Expressing something is so freeing. I was a dancer for a long time and dancers get paid shit. They don’t get paid anything, but even that was that freeing, you don’t have to do a 9 to 5. You can go and pursue stuff and just have fun, it’s amazing. I forgot the question. [laughs]
[laughs] Luckily, you answered it.
Now that you have a little more free time, what do you do for fun? What’s that guilty pleasure that you normally don’t have time to do?
CAMERON: I don’t know, I think playing 2K for sure, that’s one of my guilty pleasures. I’m also catching up with my Lakers now. I didn’t have time to watch all the games before. So now if I’m ever home at 5 o’clock or 7:30 – shout out to my Lakers! I never had time to do that before.
Looking at the horizon what do you see in the next year or two that makes you say: “I’m going to tackle that” or “That right there, is going to be my first big project”?

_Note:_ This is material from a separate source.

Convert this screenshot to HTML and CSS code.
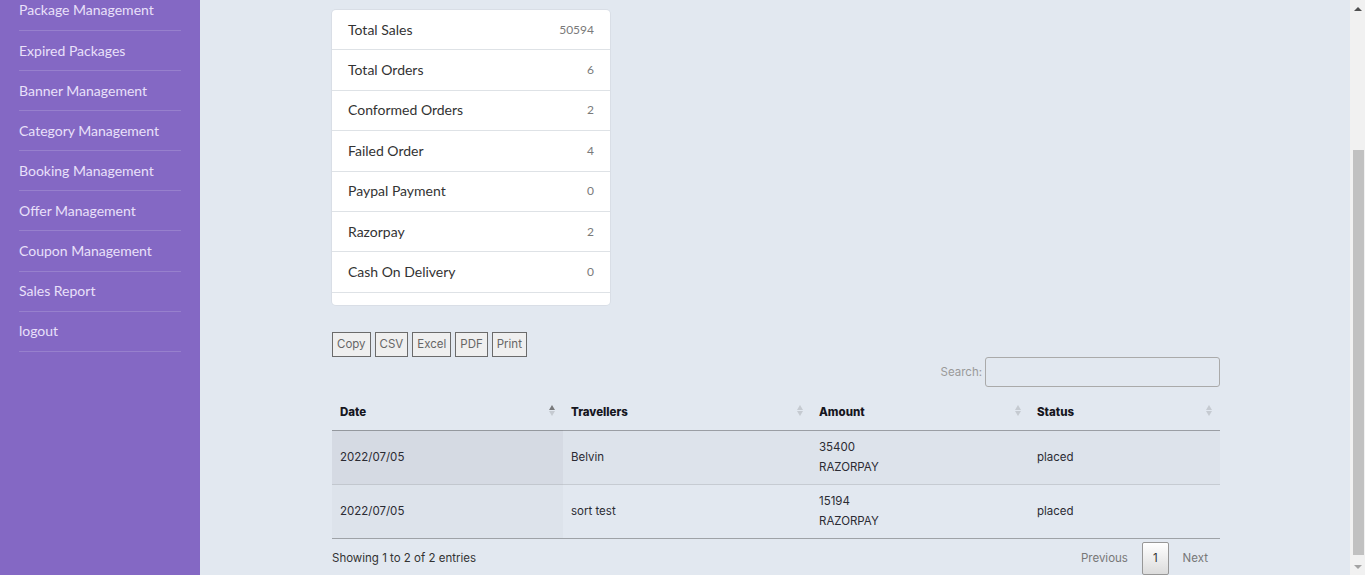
FILE: index.html
```html
<!DOCTYPE html>
<html lang="en">
<head>
<meta charset="utf-8">
<title>Sales Report</title>
<link rel="stylesheet" href="styles.css">
</head>
<body>
<div class="app">
  <aside class="sidebar">
    <ul class="nav">
      <li class="nav-item nav-item-first">Package Management</li>
      <li class="nav-item">Expired Packages</li>
      <li class="nav-item">Banner Management</li>
      <li class="nav-item">Category Management</li>
      <li class="nav-item">Booking Management</li>
      <li class="nav-item">Offer Management</li>
      <li class="nav-item">Coupon Management</li>
      <li class="nav-item">Sales Report</li>
      <li class="nav-item">logout</li>
    </ul>
  </aside>
  <main class="main">
    <div class="container">
      <ul class="stats">
        <li class="stat-row"><span class="stat-label">Total Sales</span><span class="stat-value">50594</span></li>
        <li class="stat-row"><span class="stat-label">Total Orders</span><span class="stat-value">6</span></li>
        <li class="stat-row"><span class="stat-label">Conformed Orders</span><span class="stat-value">2</span></li>
        <li class="stat-row"><span class="stat-label">Failed Order</span><span class="stat-value">4</span></li>
        <li class="stat-row"><span class="stat-label">Paypal Payment</span><span class="stat-value">0</span></li>
        <li class="stat-row"><span class="stat-label">Razorpay</span><span class="stat-value">2</span></li>
        <li class="stat-row"><span class="stat-label">Cash On Delivery</span><span class="stat-value">0</span></li>
        <li class="stat-end"></li>
      </ul>

      <div class="dt-buttons">
        <button class="dt-button">Copy</button>
        <button class="dt-button">CSV</button>
        <button class="dt-button">Excel</button>
        <button class="dt-button">PDF</button>
        <button class="dt-button">Print</button>
      </div>

      <div class="dt-filter">
        <label class="dt-filter-label">Search:</label>
        <span class="dt-input"></span>
      </div>

      <table class="dt">
        <colgroup>
          <col class="c-date"><col class="c-trav"><col class="c-amt"><col class="c-status">
        </colgroup>
        <thead>
          <tr>
            <th class="sort sort-asc">Date</th>
            <th class="sort">Travellers</th>
            <th class="sort">Amount</th>
            <th class="sort">Status</th>
          </tr>
        </thead>
        <tbody>
          <tr class="odd">
            <td class="sorted">2022/07/05</td>
            <td>Belvin</td>
            <td class="amt">35400<br>RAZORPAY</td>
            <td>placed</td>
          </tr>
          <tr class="even">
            <td class="sorted">2022/07/05</td>
            <td>sort test</td>
            <td class="amt">15194<br>RAZORPAY</td>
            <td>placed</td>
          </tr>
        </tbody>
      </table>

      <div class="dt-footer">
        <div class="dt-info">Showing 1 to 2 of 2 entries</div>
        <div class="dt-paginate">
          <span class="pg-btn">Previous</span>
          <span class="pg-btn current">1</span>
          <span class="pg-btn">Next</span>
        </div>
      </div>
    </div>
  </main>
  <div class="scrollbar">
    <span class="sb-arrow sb-up"></span>
    <span class="sb-track"><span class="sb-thumb"></span></span>
    <span class="sb-arrow sb-down"></span>
  </div>
</div>
</body>
</html>
```

FILE: styles.css
```css
html, body {
  margin: 0;
  padding: 0;
}
body {
  background: #e2e8f0;
  font-family: Lato, "Open Sans", sans-serif;
  overflow: hidden;
}
.app {
  display: flex;
  height: 575px;
  overflow: hidden;
}
.sidebar {
  width: 200px;
  flex: 0 0 200px;
  background: #8468c4;
  color: #ece4fb;
}
.nav {
  list-style: none;
  margin: 0 19px;
  padding: 0;
}
.nav-item {
  height: 40.1px;
  box-sizing: border-box;
  display: flex;
  align-items: center;
  border-bottom: 1px solid rgba(255, 255, 255, 0.16);
  font-size: 14px;
  color: #e9e0fa;
  padding-bottom: 1px;
}
.nav-item-first {
  height: 31px;
  padding-bottom: 11px;
}
.main {
  flex: 1 1 auto;
  min-width: 0;
  padding: 10px 0 0 2px;
}
.container {
  width: 888px;
  margin: 0 auto;
}
.stats {
  list-style: none;
  margin: 0;
  padding: 0;
  width: 278px;
  background: #fff;
  border-radius: 4px;
  box-shadow: 0 0 0 1px rgba(0, 0, 0, 0.04);
  overflow: hidden;
}
.stat-row {
  height: 40.4px;
  box-sizing: border-box;
  display: flex;
  align-items: center;
  justify-content: space-between;
  padding: 0 16px 1px;
  border-bottom: 1px solid #dee2e6;
}
.stat-label {
  font-size: 14px;
  color: #333;
}
.stat-value {
  font-size: 12px;
  color: #7a7a7a;
}
.stat-end {
  height: 12px;
}
.dt-buttons {
  display: flex;
  gap: 4px;
  margin-top: 27px;
}
.dt-button {
  height: 25px;
  box-sizing: border-box;
  padding: 0 4px;
  margin: 0;
  background: #efefef;
  border: 1px solid #6b6b6b;
  border-radius: 0;
  font-family: Inter, Lato, sans-serif;
  font-size: 11.5px;
  color: #666;
  line-height: 23px;
}
.dt-filter {
  display: flex;
  justify-content: flex-end;
  align-items: center;
  gap: 3px;
  margin-top: 0;
}
.dt-filter-label {
  font-family: Inter, Lato, sans-serif;
  font-size: 11.5px;
  color: #9a9a9a;
}
.dt-input {
  width: 235px;
  height: 30px;
  box-sizing: border-box;
  border: 1px solid #aaa;
  border-radius: 3px;
}
.dt {
  width: 888px;
  margin-top: 8px;
  border-collapse: collapse;
  table-layout: fixed;
  font-family: Inter, Lato, sans-serif;
  font-size: 11.5px;
  color: #2b2b33;
}
.c-date { width: 231px; }
.c-trav { width: 248px; }
.c-amt { width: 218px; }
.c-status { width: 191px; }
.dt th {
  text-align: left;
  font-weight: 800;
  color: #16161e;
  padding: 9px 8px 10px;
  line-height: 16px;
  border-bottom: 1px solid rgba(0, 0, 0, 0.3);
  position: relative;
}
.sort::before,
.sort::after {
  content: "";
  position: absolute;
  right: 8px;
  width: 0;
  height: 0;
  border-left: 3px solid transparent;
  border-right: 3px solid transparent;
  opacity: 0.2;
}
.sort::before {
  top: 10px;
  border-bottom: 5px solid #555;
}
.sort::after {
  top: 16px;
  border-top: 5px solid #555;
}
.sort-asc::before {
  opacity: 0.75;
}
.dt td {
  padding: 6px 8px 7px;
  line-height: 20px;
  vertical-align: middle;
  border-bottom: 1px solid rgba(0, 0, 0, 0.12);
}
.dt tbody tr:last-child td {
  border-bottom: 1px solid rgba(0, 0, 0, 0.3);
}
.dt tr.odd td {
  background: #dde3eb;
}
.dt tr.odd td.sorted {
  background: #d5dae3;
}
.dt tr.even td.sorted {
  background: #dde3eb;
}
.dt-footer {
  display: flex;
  justify-content: space-between;
  align-items: center;
  margin-top: 3px;
  font-family: Inter, Lato, sans-serif;
  font-size: 11.5px;
}
.dt-info {
  color: #333;
}
.dt-paginate {
  display: flex;
  gap: 2px;
}
.pg-btn {
  padding: 6px 11px;
  line-height: 19px;
  border: 1px solid transparent;
  border-radius: 2px;
  color: #777;
}
.pg-btn.current {
  padding: 6px 10px;
  color: #333;
  border-color: #979797;
  background: linear-gradient(to bottom, #ffffff 0%, #dcdcdc 100%);
}
.scrollbar {
  width: 15px;
  flex: 0 0 15px;
  background: #f1f1f1;
  display: flex;
  flex-direction: column;
  align-items: center;
}
.sb-arrow {
  flex: 0 0 17px;
  display: flex;
  align-items: center;
  justify-content: center;
}
.sb-up::before {
  content: "";
  border-left: 4px solid transparent;
  border-right: 4px solid transparent;
  border-bottom: 4px solid #505050;
}
.sb-down::before {
  content: "";
  border-left: 4px solid transparent;
  border-right: 4px solid transparent;
  border-top: 4px solid #a3a3a3;
}
.sb-track {
  flex: 1 1 auto;
  width: 100%;
  display: flex;
  flex-direction: column;
  justify-content: flex-end;
  align-items: center;
  padding-bottom: 3px;
  box-sizing: border-box;
}
.sb-thumb {
  width: 11px;
  height: 405px;
  background: #c1c1c1;
  margin-left: 2px;
}
```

CAMERON: That’s a good question. I think for me in terms of work, I want to do something that puts me in such a different place. I want to get a job and have to move to some weird random place, in a crap town wherever and just be completely separated from my life. That’d be cool because I’m 18. I’m about to move out. I’m about to go out on my own journey. I actually have a friend who just was in Australia for like 5 or 6 months shooting a movie and he said: “dude I’ve learned so much about myself.” Because he was alone, he had to cook for himself, clean for himself, make sure that he was being responsible and make sure he was shopping – doing all that stuff. It was really sort of like a grown-up experience for him. That sort of struggle of like, I’m alone right now, helps you grow.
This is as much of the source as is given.